_Data shown:_
+++

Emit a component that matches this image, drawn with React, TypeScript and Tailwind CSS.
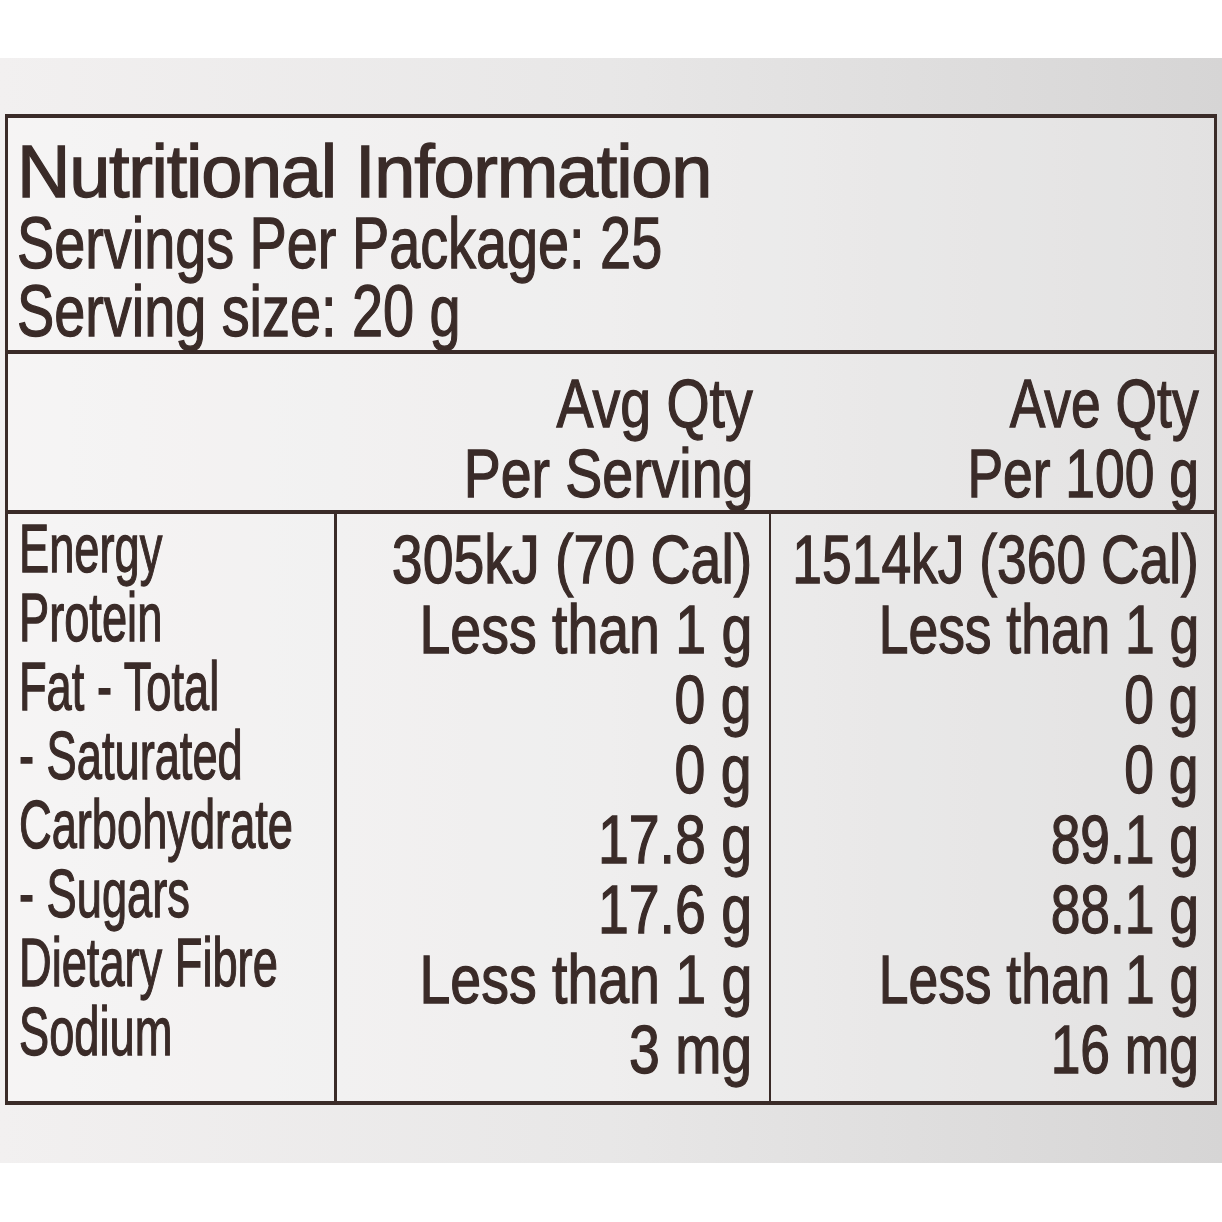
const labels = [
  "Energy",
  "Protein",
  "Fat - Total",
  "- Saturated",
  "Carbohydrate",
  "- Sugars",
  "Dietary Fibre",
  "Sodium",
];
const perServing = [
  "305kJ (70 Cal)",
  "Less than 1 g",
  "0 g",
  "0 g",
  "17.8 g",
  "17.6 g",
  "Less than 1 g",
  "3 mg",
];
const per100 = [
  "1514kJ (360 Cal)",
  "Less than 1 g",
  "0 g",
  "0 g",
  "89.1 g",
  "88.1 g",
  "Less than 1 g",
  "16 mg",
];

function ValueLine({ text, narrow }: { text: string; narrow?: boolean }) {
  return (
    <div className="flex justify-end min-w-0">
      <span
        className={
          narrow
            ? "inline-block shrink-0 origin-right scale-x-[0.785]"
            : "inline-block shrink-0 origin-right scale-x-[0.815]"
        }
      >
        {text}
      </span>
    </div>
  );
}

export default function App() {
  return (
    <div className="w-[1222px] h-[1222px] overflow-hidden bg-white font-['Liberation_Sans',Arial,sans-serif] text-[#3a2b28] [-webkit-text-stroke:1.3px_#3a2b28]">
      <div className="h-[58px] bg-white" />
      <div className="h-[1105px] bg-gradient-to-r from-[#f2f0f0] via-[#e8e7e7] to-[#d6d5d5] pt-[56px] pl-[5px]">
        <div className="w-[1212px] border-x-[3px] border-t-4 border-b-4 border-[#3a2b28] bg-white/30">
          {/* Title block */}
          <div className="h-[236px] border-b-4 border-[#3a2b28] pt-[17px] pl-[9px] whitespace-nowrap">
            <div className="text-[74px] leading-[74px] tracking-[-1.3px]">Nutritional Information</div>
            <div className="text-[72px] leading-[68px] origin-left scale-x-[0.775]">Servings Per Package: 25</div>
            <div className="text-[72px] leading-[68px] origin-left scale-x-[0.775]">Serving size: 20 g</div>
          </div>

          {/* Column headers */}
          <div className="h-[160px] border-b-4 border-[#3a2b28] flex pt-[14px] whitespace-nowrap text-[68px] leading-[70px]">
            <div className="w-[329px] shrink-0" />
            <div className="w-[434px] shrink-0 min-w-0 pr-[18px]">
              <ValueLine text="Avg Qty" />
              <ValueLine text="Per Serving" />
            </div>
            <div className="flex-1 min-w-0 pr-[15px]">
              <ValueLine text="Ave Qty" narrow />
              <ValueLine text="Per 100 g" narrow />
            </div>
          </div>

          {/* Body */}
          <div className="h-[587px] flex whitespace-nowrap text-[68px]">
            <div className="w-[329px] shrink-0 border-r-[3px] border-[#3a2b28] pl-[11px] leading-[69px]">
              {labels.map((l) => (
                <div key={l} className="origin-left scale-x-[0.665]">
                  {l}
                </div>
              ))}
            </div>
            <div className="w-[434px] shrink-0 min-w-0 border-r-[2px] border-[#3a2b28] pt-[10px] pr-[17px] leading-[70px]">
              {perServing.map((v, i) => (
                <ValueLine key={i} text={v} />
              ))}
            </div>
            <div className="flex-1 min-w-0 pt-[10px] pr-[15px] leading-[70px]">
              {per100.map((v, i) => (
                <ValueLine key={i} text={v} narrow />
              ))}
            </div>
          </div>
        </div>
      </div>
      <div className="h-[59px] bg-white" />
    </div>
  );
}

+++

Exclude the images and reproduce the remaining data exactly.

_Task answer:_
Emit a component that matches this image, drawn with React, TypeScript and Tailwind CSS.
const labels = [
  "Energy",
  "Protein",
  "Fat - Total",
  "- Saturated",
  "Carbohydrate",
  "- Sugars",
  "Dietary Fibre",
  "Sodium",
];
const perServing = [
  "305kJ (70 Cal)",
  "Less than 1 g",
  "0 g",
  "0 g",
  "17.8 g",
  "17.6 g",
  "Less than 1 g",
  "3 mg",
];
const per100 = [
  "1514kJ (360 Cal)",
  "Less than 1 g",
  "0 g",
  "0 g",
  "89.1 g",
  "88.1 g",
  "Less than 1 g",
  "16 mg",
];

function ValueLine({ text, narrow }: { text: string; narrow?: boolean }) {
  return (
    <div className="flex justify-end min-w-0">
      <span
        className={
          narrow
            ? "inline-block shrink-0 origin-right scale-x-[0.785]"
            : "inline-block shrink-0 origin-right scale-x-[0.815]"
        }
      >
        {text}
      </span>
    </div>
  );
}

export default function App() {
  return (
    <div className="w-[1222px] h-[1222px] overflow-hidden bg-white font-['Liberation_Sans',Arial,sans-serif] text-[#3a2b28] [-webkit-text-stroke:1.3px_#3a2b28]">
      <div className="h-[58px] bg-white" />
      <div className="h-[1105px] bg-gradient-to-r from-[#f2f0f0] via-[#e8e7e7] to-[#d6d5d5] pt-[56px] pl-[5px]">
        <div className="w-[1212px] border-x-[3px] border-t-4 border-b-4 border-[#3a2b28] bg-white/30">
          {/* Title block */}
          <div className="h-[236px] border-b-4 border-[#3a2b28] pt-[17px] pl-[9px] whitespace-nowrap">
            <div className="text-[74px] leading-[74px] tracking-[-1.3px]">Nutritional Information</div>
            <div className="text-[72px] leading-[68px] origin-left scale-x-[0.775]">Servings Per Package: 25</div>
            <div className="text-[72px] leading-[68px] origin-left scale-x-[0.775]">Serving size: 20 g</div>
          </div>

          {/* Column headers */}
          <div className="h-[160px] border-b-4 border-[#3a2b28] flex pt-[14px] whitespace-nowrap text-[68px] leading-[70px]">
            <div className="w-[329px] shrink-0" />
            <div className="w-[434px] shrink-0 min-w-0 pr-[18px]">
              <ValueLine text="Avg Qty" />
              <ValueLine text="Per Serving" />
            </div>
            <div className="flex-1 min-w-0 pr-[15px]">
              <ValueLine text="Ave Qty" narrow />
              <ValueLine text="Per 100 g" narrow />
            </div>
          </div>

          {/* Body */}
          <div className="h-[587px] flex whitespace-nowrap text-[68px]">
            <div className="w-[329px] shrink-0 border-r-[3px] border-[#3a2b28] pl-[11px] leading-[69px]">
              {labels.map((l) => (
                <div key={l} className="origin-left scale-x-[0.665]">
                  {l}
                </div>
              ))}
            </div>
            <div className="w-[434px] shrink-0 min-w-0 border-r-[2px] border-[#3a2b28] pt-[10px] pr-[17px] leading-[70px]">
              {perServing.map((v, i) => (
                <ValueLine key={i} text={v} />
              ))}
            </div>
            <div className="flex-1 min-w-0 pt-[10px] pr-[15px] leading-[70px]">
              {per100.map((v, i) => (
                <ValueLine key={i} text={v} narrow />
              ))}
            </div>
          </div>
        </div>
      </div>
      <div className="h-[59px] bg-white" />
    </div>
  );
}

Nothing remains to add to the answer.